Napolitano, on her first visit to hurricane-damaged areas since joining President Barack Obama’s cabinet, also saw room in Mississippi to “break through that bottleneck” holding up federal funds for local governments’ rebuilding projects.

Barbour said he hoped the helicopter tour showed Napolitano both signs of progress and evidence that “there’s a lot to do.”

“FEMA can be a very good partner for us, particularly for some things where we’re way down the road for the project but we can’t start construction because there’s this little hang-up or that little hang-up,” he said.

While in New Orleans, Napolitano and Donovan announced millions in new funding for post-Katrina housing initiatives. They also pledged to speed up the pace of that city’s recovery and help local officials cut through red tape that has slowed the flow of federal money.

Katrina laid waste to tens of thousands of homes and businesses in Mississippi, where 2,364 families are still living in trailers, mobile homes and hotel rooms, according to FEMA.

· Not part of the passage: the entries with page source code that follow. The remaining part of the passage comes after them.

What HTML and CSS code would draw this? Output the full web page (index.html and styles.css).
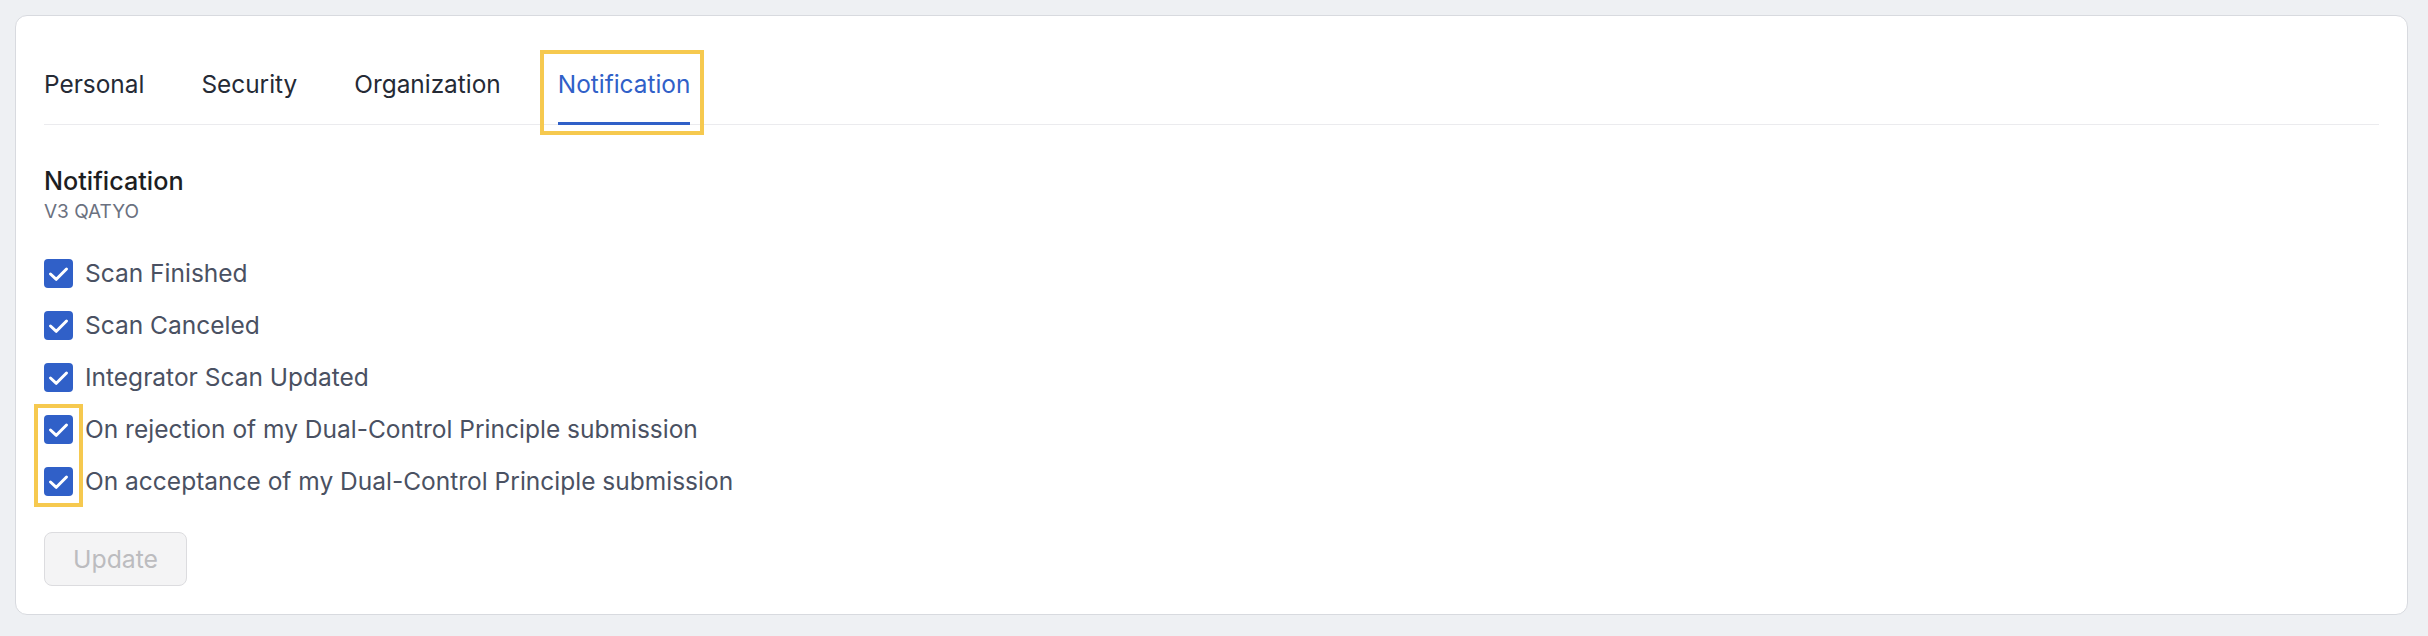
FILE: index.html
```html
<!DOCTYPE html>
<html lang="en">
  <head>
    <meta charset="UTF-8" />
    <title>Settings - Notification</title>
    <meta name="viewport" content="width=device-width, initial-scale=1.0" />
    <link rel="stylesheet" href="styles.css">
  </head>
  <body>
    <div class="settings-card">
      <!-- TABS -->
      <nav class="tabs">
        <a class="tab">Personal</a>
        <a class="tab">Security</a>
        <a class="tab">Organization</a>
        <a class="tab active">Notification</a>
      </nav>

      <!-- NOTIFICATION SETTINGS -->
      <section class="section">
        <h2 class="section-title">Notification</h2>
        <p class="section-sub">V3 QATYO</p>

        <div class="options">
          <label class="option">
            <span class="checkbox"><svg viewBox="0 0 29 29"><polyline points="6.5,15 12.3,20.3 22.5,10" /></svg></span>
            Scan Finished
          </label>
          <label class="option">
            <span class="checkbox"><svg viewBox="0 0 29 29"><polyline points="6.5,15 12.3,20.3 22.5,10" /></svg></span>
            Scan Canceled
          </label>
          <label class="option">
            <span class="checkbox"><svg viewBox="0 0 29 29"><polyline points="6.5,15 12.3,20.3 22.5,10" /></svg></span>
            Integrator Scan Updated
          </label>

          <!-- highlighted pair -->
          <div class="option-group">
            <label class="option">
              <span class="checkbox"><svg viewBox="0 0 29 29"><polyline points="6.5,15 12.3,20.3 22.5,10" /></svg></span>
              On rejection of my Dual-Control Principle submission
            </label>
            <label class="option">
              <span class="checkbox"><svg viewBox="0 0 29 29"><polyline points="6.5,15 12.3,20.3 22.5,10" /></svg></span>
              On acceptance of my Dual-Control Principle submission
            </label>
          </div>
        </div>

        <button class="btn-update" disabled>Update</button>
      </section>
    </div>
  </body>
</html>
```

FILE: styles.css
```css
/* RESET & VARIABLES */
*,
*::before,
*::after {
  margin: 0;
  padding: 0;
  box-sizing: border-box;
}
:root {
  --primary-color: #3060c8;
  --highlight: #f6c94f;
  --text-dark: #252a35;
  --text-label: #4a5162;
  --text-muted: #6b7180;
}

body {
  font-family: "Inter", "Liberation Sans", sans-serif;
  background: #eef0f3;
  padding: 15px 20px 21px 15px;
}

/* CARD */
.settings-card {
  background: #fff;
  border: 1px solid #d8dadf;
  border-radius: 12px;
  padding: 0 28px 28px;
}

/* TABS */
.tabs {
  display: flex;
  gap: 57px;
  padding-top: 53px;
  border-bottom: 1px solid #ebebee;
}
.tab {
  position: relative;
  font-size: 24.4px;
  line-height: 30px;
  color: var(--text-dark);
  padding-bottom: 23px;
  border-bottom: 3px solid transparent;
  margin-bottom: -1px;
  cursor: pointer;
}
.tab.active {
  color: var(--primary-color);
  border-bottom-color: var(--primary-color);
}
/* yellow annotation frame */
.tab.active::after {
  content: "";
  position: absolute;
  top: -19px;
  left: -18px;
  right: -14px;
  bottom: -13px;
  border: 4px solid var(--highlight);
}

/* SECTION */
.section {
  margin-top: 41px;
}
.section-title {
  font-size: 25.2px;
  font-weight: 500;
  line-height: 30px;
  color: #1d1e22;
}
.section-sub {
  margin-top: 4px;
  font-size: 19px;
  line-height: 24px;
  color: var(--text-muted);
  text-transform: uppercase;
}

/* CHECKBOX LIST */
.options,
.option-group {
  display: flex;
  flex-direction: column;
  gap: 22px;
}
.options {
  margin-top: 34px;
}
.option-group {
  position: relative;
}
.option-group::before {
  content: "";
  position: absolute;
  top: -10px;
  bottom: -11px;
  left: -10px;
  width: 49px;
  border: 4px solid var(--highlight);
}
.option {
  display: flex;
  align-items: center;
  gap: 12px;
  font-size: 24.5px;
  line-height: 30px;
  color: var(--text-label);
}
.checkbox {
  width: 29px;
  height: 29px;
  border-radius: 4px;
  background: var(--primary-color);
  flex-shrink: 0;
}
.checkbox svg {
  display: block;
  width: 29px;
  height: 29px;
  fill: none;
  stroke: #fff;
  stroke-width: 3;
  stroke-linecap: round;
  stroke-linejoin: round;
}

/* BUTTON */
.btn-update {
  margin-top: 36px;
  font-family: inherit;
  font-size: 24.8px;
  line-height: 30px;
  padding: 11px 28px;
  border: 1px solid #dcdcdf;
  border-radius: 8px;
  background: #f4f4f5;
  color: #bcbcbf;
}
```
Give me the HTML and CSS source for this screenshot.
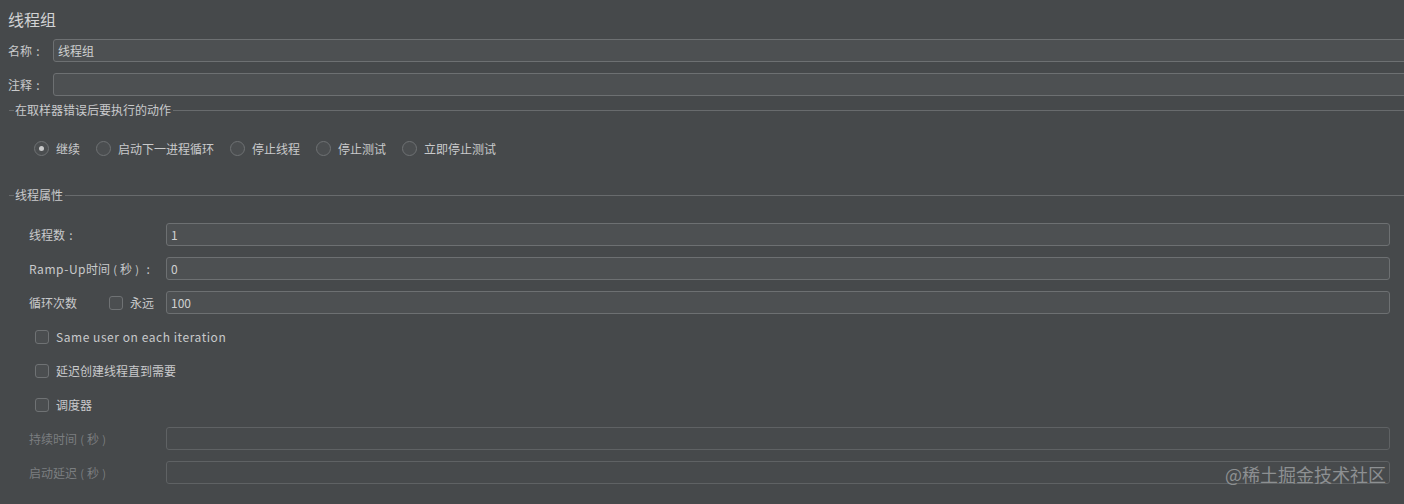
FILE: index.html
```html
<!DOCTYPE html>
<html lang="zh-CN">
<head>
  <meta charset="UTF-8">
  <title>线程组</title>
  <link rel="stylesheet" href="styles.css">
</head>
<body>
  <div class="panel">
    <div class="title">线程组</div>

    <div class="name-form">
      <label>名称<span class="colon">:</span></label>
      <input type="text" class="field" value="线程组">
      <label>注释<span class="colon">:</span></label>
      <input type="text" class="field" value="">
    </div>

    <div class="legend legend-error"><span>在取样器错误后要执行的动作</span></div>
    <div class="radio-row">
      <label class="radio"><span class="dot checked"></span>继续</label>
      <label class="radio"><span class="dot"></span>启动下一进程循环</label>
      <label class="radio"><span class="dot"></span>停止线程</label>
      <label class="radio"><span class="dot"></span>停止测试</label>
      <label class="radio"><span class="dot"></span>立即停止测试</label>
    </div>

    <div class="legend legend-props"><span>线程属性</span></div>
    <div class="props">
      <label>线程数<span class="colon">:</span></label>
      <input type="text" class="field" value="1">

      <label><span class="latin">Ramp-Up</span>时间<span class="paren">(</span>秒<span class="paren">)</span><span class="colon">:</span></label>
      <input type="text" class="field" value="0">

      <div class="loop-label">
        <span class="loop-name">循环次数</span>
        <span class="box"></span>
        <span>永远</span>
      </div>
      <input type="text" class="field" value="100">

      <label class="check wide"><span class="box"></span><span class="latin">Same user on each iteration</span></label>
      <label class="check wide"><span class="box"></span>延迟创建线程直到需要</label>
      <label class="check wide"><span class="box"></span>调度器</label>

      <label class="disabled">持续时间<span class="paren">(</span>秒<span class="paren">)</span></label>
      <input type="text" class="field" value="" disabled>

      <label class="disabled">启动延迟<span class="paren">(</span>秒<span class="paren">)</span></label>
      <input type="text" class="field" value="" disabled>
    </div>
  </div>

  <div class="watermark">@稀土掘金技术社区</div>
</body>
</html>
```

FILE: styles.css
```css
html, body {
  margin: 0;
  height: 100%;
  overflow: hidden;
}
body {
  background-color: #46494b;
  color: #c9cacb;
  font-family: "Noto Sans CJK SC", "Noto Sans", sans-serif;
  font-size: 12px;
  position: relative;
}
.panel {
  padding-left: 8px;
}
.title {
  font-size: 16px;
  line-height: 22px;
  padding-top: 8px;
  color: #d2d3d4;
}
/* small punctuation sitting centred in its own cell */
.colon {
  display: inline-block;
  width: 12px;
  text-align: center;
}
.paren {
  display: inline-block;
  width: 10px;
  text-align: center;
  font-size: 11px;
}
.latin {
  letter-spacing: 0.55px;
}
.field {
  box-sizing: border-box;
  height: 23px;
  margin: 0;
  padding: 0 4px;
  background-color: #4d5052;
  border: 1px solid #6d7072;
  border-radius: 3px;
  color: #cfd0d1;
  font-family: inherit;
  font-size: 12px;
  outline: none;
}
.field:disabled {
  background-color: #474a4c;
  border-color: #5f6264;
}
.name-form {
  display: grid;
  grid-template-columns: 45px 1fr;
  row-gap: 11px;
  margin-top: 9px;
  margin-right: -20px;
  align-items: center;
}
.legend {
  display: flex;
  align-items: center;
  height: 16px;
  line-height: 16px;
}
.legend::before {
  content: "";
  width: 5px;
  margin-left: 1px;
  border-top: 1px solid #686b6d;
}
.legend::after {
  content: "";
  flex: 1;
  margin-left: 2px;
  border-top: 1px solid #686b6d;
}
.legend span {
  padding-left: 1px;
}
.legend-error {
  margin-top: 6px;
}
.legend-props {
  margin-top: 31px;
}
.radio-row {
  display: flex;
  align-items: center;
  height: 16px;
  margin-top: 22px;
  padding-left: 26px;
  gap: 16px;
}
.radio {
  display: flex;
  align-items: center;
  gap: 7px;
}
.dot {
  box-sizing: border-box;
  width: 15px;
  height: 15px;
  border: 1px solid #6f7274;
  border-radius: 50%;
  background-color: #4b4e50;
  display: flex;
  align-items: center;
  justify-content: center;
}
.dot.checked::after {
  content: "";
  width: 5px;
  height: 5px;
  border-radius: 50%;
  background-color: #c9cacb;
}
.props {
  display: grid;
  grid-template-columns: 137px 1fr;
  grid-auto-rows: 23px;
  row-gap: 11px;
  margin-top: 20px;
  padding-left: 21px;
  padding-right: 14px;
  align-items: center;
}
.loop-label {
  display: flex;
  align-items: center;
}
.loop-name {
  width: 80px;
}
.loop-label .box {
  margin-right: 7px;
}
.box {
  box-sizing: border-box;
  width: 14px;
  height: 14px;
  border: 1px solid #6f7274;
  border-radius: 3px;
  background-color: #4b4e50;
  flex: none;
}
.check {
  display: flex;
  align-items: center;
  gap: 7px;
  padding-left: 6px;
}
.wide {
  grid-column: 1 / -1;
}
.disabled {
  color: #7b7e80;
}
.watermark {
  position: absolute;
  right: 18px;
  bottom: 17px;
  font-size: 18px;
  color: #8d9092;
}
```
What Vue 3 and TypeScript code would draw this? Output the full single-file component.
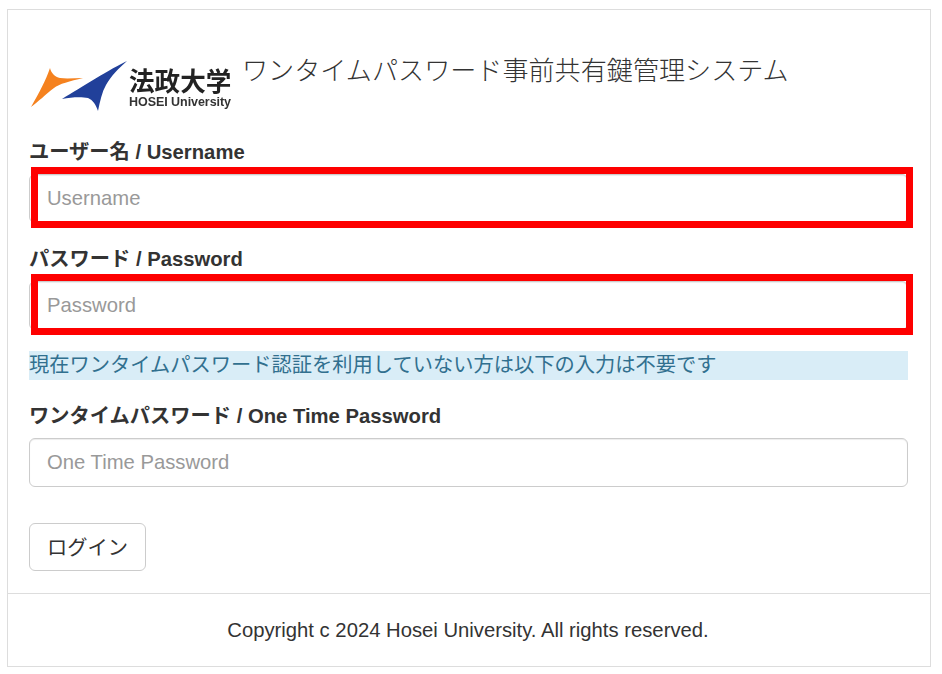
<script setup lang="ts">
const copyright = 'Copyright c 2024 Hosei University. All rights reserved.'
</script>

<template>
  <div class="page">
    <div class="card">
      <div class="body">
        <div class="head">
          <div class="logo">
            <svg class="mark" width="98" height="52" viewBox="0 0 98 52">
              <path d="M1 47 C9 33 16 20 20 8 C21 13 25 17 30 18 C37 19 45 18 53 18 C40 21 29 24 24 28 C16 34 8 42 1 47 Z" fill="#f5821f" />
              <path d="M97 1 C82 8 50 28 32 39 C42 37 52 37 58 38 C63 40 66 45 68 51 C70 41 72 32 76 25 C81 16 89 8 97 1 Z" fill="#21409a" />
            </svg>
            <div class="wordmark">
              <span class="jp">法政大学</span>
              <span class="en">HOSEI University</span>
            </div>
          </div>
          <h1 class="title">ワンタイムパスワード事前共有鍵管理システム</h1>
        </div>

        <label class="label first">ユーザー名 / Username</label>
        <div class="flagged">
          <input class="field" type="text" placeholder="Username" />
          <span class="red-box"></span>
        </div>

        <label class="label second">パスワード / Password</label>
        <div class="flagged">
          <input class="field" type="password" placeholder="Password" />
          <span class="red-box"></span>
        </div>

        <div class="notice">現在ワンタイムパスワード認証を利用していない方は以下の入力は不要です</div>

        <label class="label third">ワンタイムパスワード / One Time Password</label>
        <input class="field" type="text" placeholder="One Time Password" />

        <button class="login" type="button">ログイン</button>
      </div>
      <div class="foot">{{ copyright }}</div>
    </div>
  </div>
</template>

<style scoped>
.page {
  padding: 9px 11px 6px 7px;
  font-family: "Liberation Sans", "Noto Sans CJK JP", sans-serif;
  color: #333;
  font-size: 20.25px;
  box-sizing: border-box;
}
.card {
  border: 1px solid #ddd;
  height: 658px;
  box-sizing: border-box;
  display: flex;
  flex-direction: column;
}
.body {
  height: 583px;
  box-sizing: border-box;
  padding: 50px 22px 0 21px;
  display: flex;
  flex-direction: column;
  align-items: flex-start;
}
.head {
  display: flex;
  align-items: flex-start;
  height: 77px;
}
.logo {
  display: flex;
  align-items: flex-start;
  width: 212px;
  margin-left: 1px;
  filter: blur(0.35px);
}
.mark {
  flex: none;
}
.wordmark {
  display: flex;
  flex-direction: column;
  margin-left: 1px;
  margin-top: 9px;
  color: #222;
}
.jp {
  font-size: 25.6px;
  line-height: 27px;
  font-weight: 700;
  white-space: nowrap;
}
.en {
  font-size: 12.5px;
  line-height: 12px;
  font-weight: 700;
  letter-spacing: -0.05px;
  white-space: nowrap;
  color: #333;
}
.title {
  margin: -5px 0 0;
  font-size: 26.1px;
  line-height: 28px;
  font-weight: 300;
  white-space: nowrap;
  font-family: "Noto Sans CJK JP", sans-serif;
  color: #333;
}
.label {
  display: block;
  font-weight: 700;
  line-height: 28px;
  white-space: nowrap;
}
.first {
  margin-top: 1px;
  margin-bottom: 8px;
}
.second {
  margin-top: 22px;
  margin-bottom: 8px;
}
.third {
  margin-top: 22px;
  margin-bottom: 8px;
}
.flagged {
  position: relative;
  width: 100%;
}
.field {
  display: block;
  width: 100%;
  height: 49px;
  box-sizing: border-box;
  padding: 8px 17px;
  border: 1px solid #ccc;
  border-radius: 6px;
  background: #fff;
  font: inherit;
  color: #555;
  outline: none;
  box-shadow: inset 0 1px 1px rgba(0, 0, 0, 0.075);
}
.field::placeholder {
  color: #999;
  opacity: 1;
}
.red-box {
  position: absolute;
  left: 2px;
  right: -5px;
  top: -7px;
  height: 61px;
  box-sizing: border-box;
  border: 7px solid #fe0000;
  pointer-events: none;
}
.notice {
  width: 100%;
  height: 29px;
  margin-top: 21px;
  background: #d9edf7;
  color: #31708f;
  line-height: 29px;
  white-space: nowrap;
}
.login {
  margin-top: 36px;
  width: 117px;
  height: 48px;
  box-sizing: border-box;
  padding: 0 0 2px;
  background: #fff;
  border: 1px solid #ccc;
  border-radius: 6px;
  font: inherit;
  color: #333;
}
.foot {
  border-top: 1px solid #ddd;
  flex: 1;
  display: flex;
  align-items: center;
  justify-content: center;
  padding-right: 2px;
  color: #333;
}
</style>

The promise of a booming construction industry lured commercial contractor Michael Gillespie to the Gulf Coast from Florida in early 2008.

He said he’s making good progress on a project in Pass Christian, Miss., that doesn’t use any government money, but another one in Slidell, La., has remained idle for nearly a year while he waits for FEMA to act on his application for a $150,000 grant.

“It’s ridiculous,” he said. “How long does it take to review a set of plans? It’s incredibly frustrating trying to get stuff done.”